▸ To be done: Write out the material exactly, without any of its pictures.
Start of Supplied records
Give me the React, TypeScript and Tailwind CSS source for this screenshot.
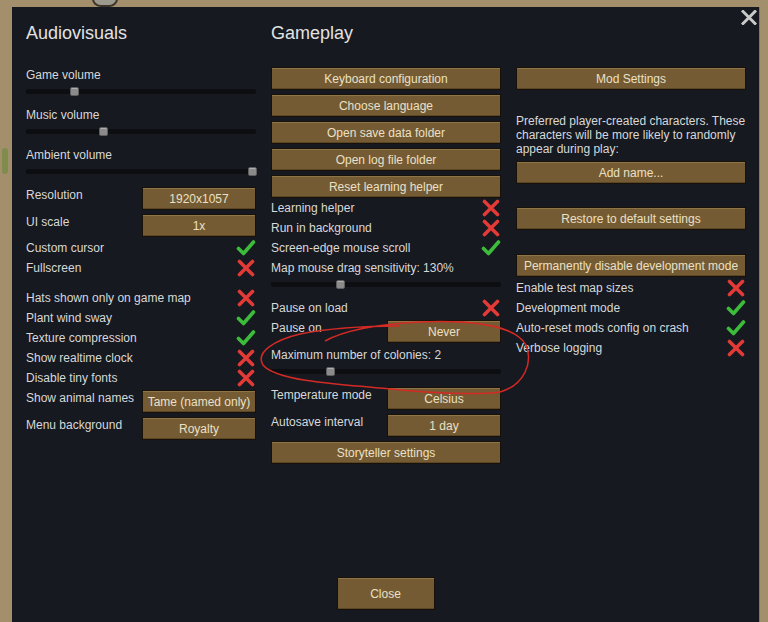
import React from "react";

const font = { fontFamily: '"Liberation Sans", Arial, sans-serif' };

function Btn({ children, className = "" }: { children: React.ReactNode; className?: string }) {
  return (
    <div
      className={`h-[23px] flex items-center justify-center bg-[#745b33] text-[#ebe0c6] text-[12px] leading-none border border-[#17110a] shadow-[inset_0_1px_0_#8e7548,inset_0_-1px_0_#5b4626] whitespace-nowrap ${className}`}
    >
      {children}
    </div>
  );
}

function Check() {
  return (
    <svg width="20" height="18" viewBox="0 0 20 18">
      <path d="M2.5 9.5 L7.5 14.5 L17.5 3" fill="none" stroke="#3dbb3a" strokeWidth="3.6" strokeLinecap="round" strokeLinejoin="round" />
    </svg>
  );
}

function Cross() {
  return (
    <svg width="20" height="18" viewBox="0 0 20 18">
      <path d="M3.5 2.5 L16.5 15.5 M16.5 2.5 L3.5 15.5" fill="none" stroke="#e23a36" strokeWidth="3.6" strokeLinecap="round" />
    </svg>
  );
}

function Toggle({ label, on }: { label: string; on: boolean }) {
  return (
    <div className="h-[20px] flex items-center justify-between">
      <span>{label}</span>
      {on ? <Check /> : <Cross />}
    </div>
  );
}

function Label({ children }: { children: React.ReactNode }) {
  return <div className="h-[20px] flex items-center">{children}</div>;
}

function Slider({ at }: { at: number }) {
  return (
    <div className="h-[12px] flex items-center">
      <div className="relative w-full h-[5px] bg-[#0c0e11] rounded-[2px]">
        <div
          className="absolute top-[-2px] w-[9px] h-[9px] rounded-[2px] bg-[#8b8b8b] border border-[#5e5e5e] shadow-[inset_0_1px_0_#b0b0b0]"
          style={{ left: at - 4 }}
        />
      </div>
    </div>
  );
}

function Pick({ label, value, className = "" }: { label: string; value: string; className?: string }) {
  return (
    <div className={`flex items-start justify-between h-[23px] ${className}`}>
      <span className="leading-[16px]">{label}</span>
      <Btn className="w-[114px]">{value}</Btn>
    </div>
  );
}

export default function App() {
  return (
    <div className="relative w-[768px] h-[622px] overflow-hidden bg-[#a38f6c] pl-[12px] pt-[7px] pr-[8px]" style={font}>
      <div className="absolute left-[92px] top-[-10px] w-[26px] h-[17px] rounded-full bg-[#9c9a8e] border-2 border-[#3a3428]" />
      <div className="absolute left-[2px] top-[148px] w-[6px] h-[26px] rounded-full bg-[#6f8a3e] opacity-70" />

      <div className="relative h-[640px] bg-[#161920] border-r border-[#7a7a72] pl-[14px] pt-[15px] text-[12px] text-[#d8d8d8]">
        <div className="absolute right-[2px] top-[3px]">
          <svg width="16" height="15" viewBox="0 0 16 15">
            <path d="M2 1.5 L14 13.5 M14 1.5 L2 13.5" stroke="#c9c9c9" strokeWidth="3" strokeLinecap="square" />
          </svg>
        </div>

        <div className="flex items-start gap-[15px]">
          {/* Audiovisuals */}
          <div className="w-[230px] flex flex-col">
            <div className="h-[43px] text-[18px] leading-[22px] text-[#e2e2e2]">Audiovisuals</div>
            <Label>Game volume</Label>
            <Slider at={48} />
            <div className="h-[8px]" />
            <Label>Music volume</Label>
            <Slider at={77} />
            <div className="h-[8px]" />
            <Label>Ambient volume</Label>
            <Slider at={226} />
            <div className="h-[10px]" />
            <Pick label="Resolution" value="1920x1057" />
            <Pick label="UI scale" value="1x" className="mt-[4px]" />
            <div className="h-[1px]" />
            <Toggle label="Custom cursor" on />
            <Toggle label="Fullscreen" on={false} />
            <div className="h-[10px]" />
            <Toggle label="Hats shown only on game map" on={false} />
            <Toggle label="Plant wind sway" on />
            <Toggle label="Texture compression" on />
            <Toggle label="Show realtime clock" on={false} />
            <Toggle label="Disable tiny fonts" on={false} />
            <Pick label="Show animal names" value="Tame (named only)" className="mt-[2px]" />
            <Pick label="Menu background" value="Royalty" className="mt-[4px]" />
          </div>

          {/* Gameplay */}
          <div className="w-[230px] flex flex-col">
            <div className="h-[45px] text-[18px] leading-[22px] text-[#e2e2e2]">Gameplay</div>
            <div className="flex flex-col gap-[4px]">
              <Btn>Keyboard configuration</Btn>
              <Btn>Choose language</Btn>
              <Btn>Open save data folder</Btn>
              <Btn>Open log file folder</Btn>
              <Btn>Reset learning helper</Btn>
            </div>
            <Toggle label="Learning helper" on={false} />
            <Toggle label="Run in background" on={false} />
            <Toggle label="Screen-edge mouse scroll" on />
            <Label>Map mouse drag sensitivity: 130%</Label>
            <Slider at={69} />
            <div className="h-[8px]" />
            <Toggle label="Pause on load" on={false} />
            <Pick label="Pause on" value="Never" className="mt-[2px]" />
            <div className="h-[2px]" />
            <Label>Maximum number of colonies: 2</Label>
            <Slider at={59} />
            <div className="h-[10px]" />
            <Pick label="Temperature mode" value="Celsius" />
            <Pick label="Autosave interval" value="1 day" className="mt-[4px]" />
            <Btn className="mt-[4px]">Storyteller settings</Btn>
          </div>

          {/* Right column */}
          <div className="w-[230px] flex flex-col">
            <div className="h-[45px]" />
            <Btn>Mod Settings</Btn>
            <p className="mt-[24px] leading-[14px]">
              Preferred player-created characters. These characters will be more likely to randomly appear during play:
            </p>
            <Btn className="mt-[5px]">Add name...</Btn>
            <Btn className="mt-[23px]">Restore to default settings</Btn>
            <Btn className="mt-[24px]">Permanently disable development mode</Btn>
            <div className="h-[1px]" />
            <Toggle label="Enable test map sizes" on={false} />
            <Toggle label="Development mode" on />
            <Toggle label="Auto-reset mods config on crash" on />
            <Toggle label="Verbose logging" on={false} />
          </div>
        </div>

        <div className="flex justify-center pr-[14px] mt-[113px]">
          <Btn className="w-[98px] h-[33px]">Close</Btn>
        </div>
      </div>

      <svg className="absolute inset-0 pointer-events-none" width="768" height="622">
        <path
          d="M 325 341 C 345 330, 380 324, 420 322 C 470 320, 515 325, 526 345 C 533 362, 525 385, 500 392 C 470 396, 420 392, 380 388 C 330 384, 275 380, 263 365 C 255 352, 275 340, 300 334 C 330 328, 370 326, 400 326"
          fill="none"
          stroke="#d42a25"
          strokeWidth="1.5"
        />
      </svg>
    </div>
  );
}
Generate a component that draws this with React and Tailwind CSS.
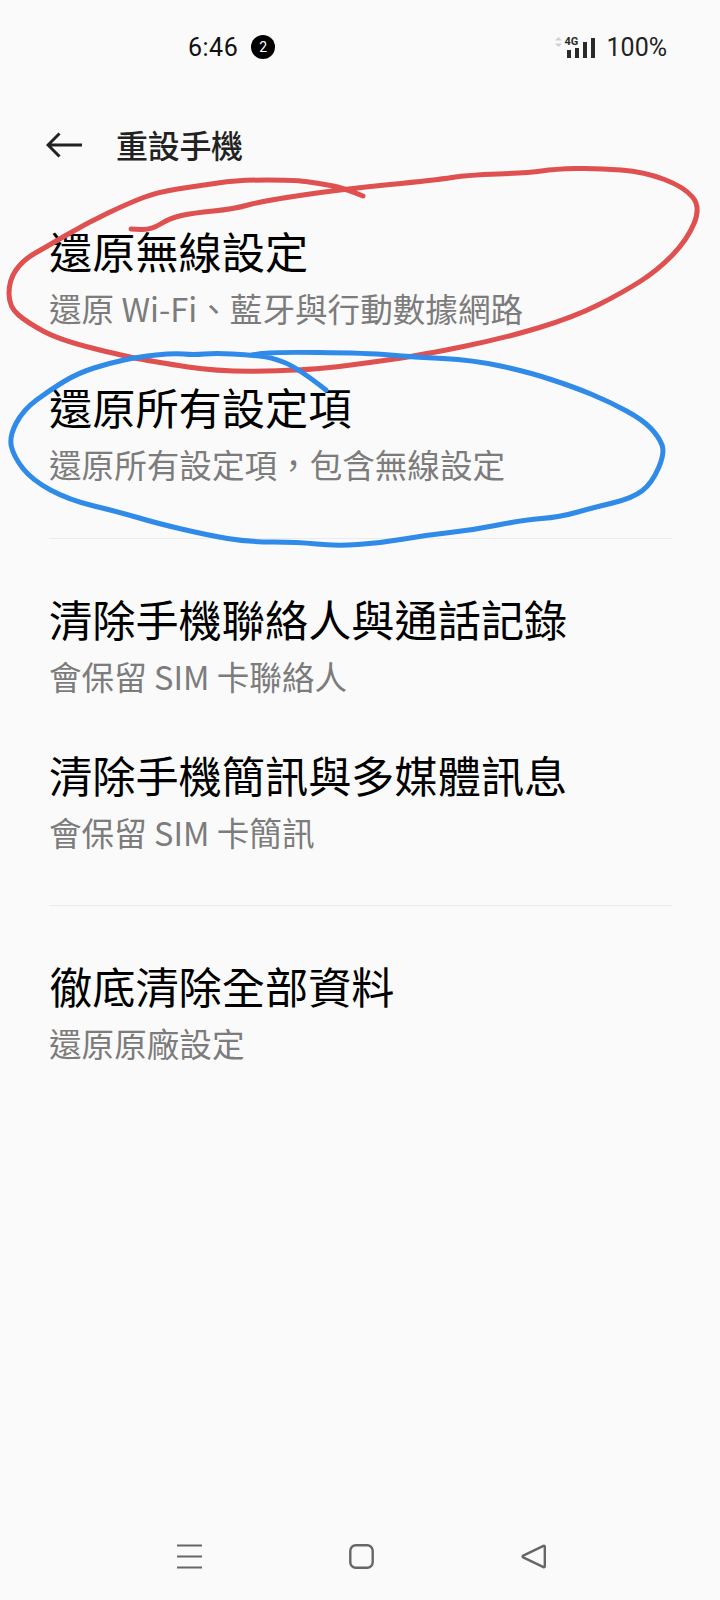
End of Supplied records
▸ Completed task:
Give me the React, TypeScript and Tailwind CSS source for this screenshot.
import React from "react";

const font = { fontFamily: '"Liberation Sans", Arial, sans-serif' };

function Btn({ children, className = "" }: { children: React.ReactNode; className?: string }) {
  return (
    <div
      className={`h-[23px] flex items-center justify-center bg-[#745b33] text-[#ebe0c6] text-[12px] leading-none border border-[#17110a] shadow-[inset_0_1px_0_#8e7548,inset_0_-1px_0_#5b4626] whitespace-nowrap ${className}`}
    >
      {children}
    </div>
  );
}

function Check() {
  return (
    <svg width="20" height="18" viewBox="0 0 20 18">
      <path d="M2.5 9.5 L7.5 14.5 L17.5 3" fill="none" stroke="#3dbb3a" strokeWidth="3.6" strokeLinecap="round" strokeLinejoin="round" />
    </svg>
  );
}

function Cross() {
  return (
    <svg width="20" height="18" viewBox="0 0 20 18">
      <path d="M3.5 2.5 L16.5 15.5 M16.5 2.5 L3.5 15.5" fill="none" stroke="#e23a36" strokeWidth="3.6" strokeLinecap="round" />
    </svg>
  );
}

function Toggle({ label, on }: { label: string; on: boolean }) {
  return (
    <div className="h-[20px] flex items-center justify-between">
      <span>{label}</span>
      {on ? <Check /> : <Cross />}
    </div>
  );
}

function Label({ children }: { children: React.ReactNode }) {
  return <div className="h-[20px] flex items-center">{children}</div>;
}

function Slider({ at }: { at: number }) {
  return (
    <div className="h-[12px] flex items-center">
      <div className="relative w-full h-[5px] bg-[#0c0e11] rounded-[2px]">
        <div
          className="absolute top-[-2px] w-[9px] h-[9px] rounded-[2px] bg-[#8b8b8b] border border-[#5e5e5e] shadow-[inset_0_1px_0_#b0b0b0]"
          style={{ left: at - 4 }}
        />
      </div>
    </div>
  );
}

function Pick({ label, value, className = "" }: { label: string; value: string; className?: string }) {
  return (
    <div className={`flex items-start justify-between h-[23px] ${className}`}>
      <span className="leading-[16px]">{label}</span>
      <Btn className="w-[114px]">{value}</Btn>
    </div>
  );
}

export default function App() {
  return (
    <div className="relative w-[768px] h-[622px] overflow-hidden bg-[#a38f6c] pl-[12px] pt-[7px] pr-[8px]" style={font}>
      <div className="absolute left-[92px] top-[-10px] w-[26px] h-[17px] rounded-full bg-[#9c9a8e] border-2 border-[#3a3428]" />
      <div className="absolute left-[2px] top-[148px] w-[6px] h-[26px] rounded-full bg-[#6f8a3e] opacity-70" />

      <div className="relative h-[640px] bg-[#161920] border-r border-[#7a7a72] pl-[14px] pt-[15px] text-[12px] text-[#d8d8d8]">
        <div className="absolute right-[2px] top-[3px]">
          <svg width="16" height="15" viewBox="0 0 16 15">
            <path d="M2 1.5 L14 13.5 M14 1.5 L2 13.5" stroke="#c9c9c9" strokeWidth="3" strokeLinecap="square" />
          </svg>
        </div>

        <div className="flex items-start gap-[15px]">
          {/* Audiovisuals */}
          <div className="w-[230px] flex flex-col">
            <div className="h-[43px] text-[18px] leading-[22px] text-[#e2e2e2]">Audiovisuals</div>
            <Label>Game volume</Label>
            <Slider at={48} />
            <div className="h-[8px]" />
            <Label>Music volume</Label>
            <Slider at={77} />
            <div className="h-[8px]" />
            <Label>Ambient volume</Label>
            <Slider at={226} />
            <div className="h-[10px]" />
            <Pick label="Resolution" value="1920x1057" />
            <Pick label="UI scale" value="1x" className="mt-[4px]" />
            <div className="h-[1px]" />
            <Toggle label="Custom cursor" on />
            <Toggle label="Fullscreen" on={false} />
            <div className="h-[10px]" />
            <Toggle label="Hats shown only on game map" on={false} />
            <Toggle label="Plant wind sway" on />
            <Toggle label="Texture compression" on />
            <Toggle label="Show realtime clock" on={false} />
            <Toggle label="Disable tiny fonts" on={false} />
            <Pick label="Show animal names" value="Tame (named only)" className="mt-[2px]" />
            <Pick label="Menu background" value="Royalty" className="mt-[4px]" />
          </div>

          {/* Gameplay */}
          <div className="w-[230px] flex flex-col">
            <div className="h-[45px] text-[18px] leading-[22px] text-[#e2e2e2]">Gameplay</div>
            <div className="flex flex-col gap-[4px]">
              <Btn>Keyboard configuration</Btn>
              <Btn>Choose language</Btn>
              <Btn>Open save data folder</Btn>
              <Btn>Open log file folder</Btn>
              <Btn>Reset learning helper</Btn>
            </div>
            <Toggle label="Learning helper" on={false} />
            <Toggle label="Run in background" on={false} />
            <Toggle label="Screen-edge mouse scroll" on />
            <Label>Map mouse drag sensitivity: 130%</Label>
            <Slider at={69} />
            <div className="h-[8px]" />
            <Toggle label="Pause on load" on={false} />
            <Pick label="Pause on" value="Never" className="mt-[2px]" />
            <div className="h-[2px]" />
            <Label>Maximum number of colonies: 2</Label>
            <Slider at={59} />
            <div className="h-[10px]" />
            <Pick label="Temperature mode" value="Celsius" />
            <Pick label="Autosave interval" value="1 day" className="mt-[4px]" />
            <Btn className="mt-[4px]">Storyteller settings</Btn>
          </div>

          {/* Right column */}
          <div className="w-[230px] flex flex-col">
            <div className="h-[45px]" />
            <Btn>Mod Settings</Btn>
            <p className="mt-[24px] leading-[14px]">
              Preferred player-created characters. These characters will be more likely to randomly appear during play:
            </p>
            <Btn className="mt-[5px]">Add name...</Btn>
            <Btn className="mt-[23px]">Restore to default settings</Btn>
            <Btn className="mt-[24px]">Permanently disable development mode</Btn>
            <div className="h-[1px]" />
            <Toggle label="Enable test map sizes" on={false} />
            <Toggle label="Development mode" on />
            <Toggle label="Auto-reset mods config on crash" on />
            <Toggle label="Verbose logging" on={false} />
          </div>
        </div>

        <div className="flex justify-center pr-[14px] mt-[113px]">
          <Btn className="w-[98px] h-[33px]">Close</Btn>
        </div>
      </div>

      <svg className="absolute inset-0 pointer-events-none" width="768" height="622">
        <path
          d="M 325 341 C 345 330, 380 324, 420 322 C 470 320, 515 325, 526 345 C 533 362, 525 385, 500 392 C 470 396, 420 392, 380 388 C 330 384, 275 380, 263 365 C 255 352, 275 340, 300 334 C 330 328, 370 326, 400 326"
          fill="none"
          stroke="#d42a25"
          strokeWidth="1.5"
        />
      </svg>
    </div>
  );
}
Generate a component that draws this with React and Tailwind CSS.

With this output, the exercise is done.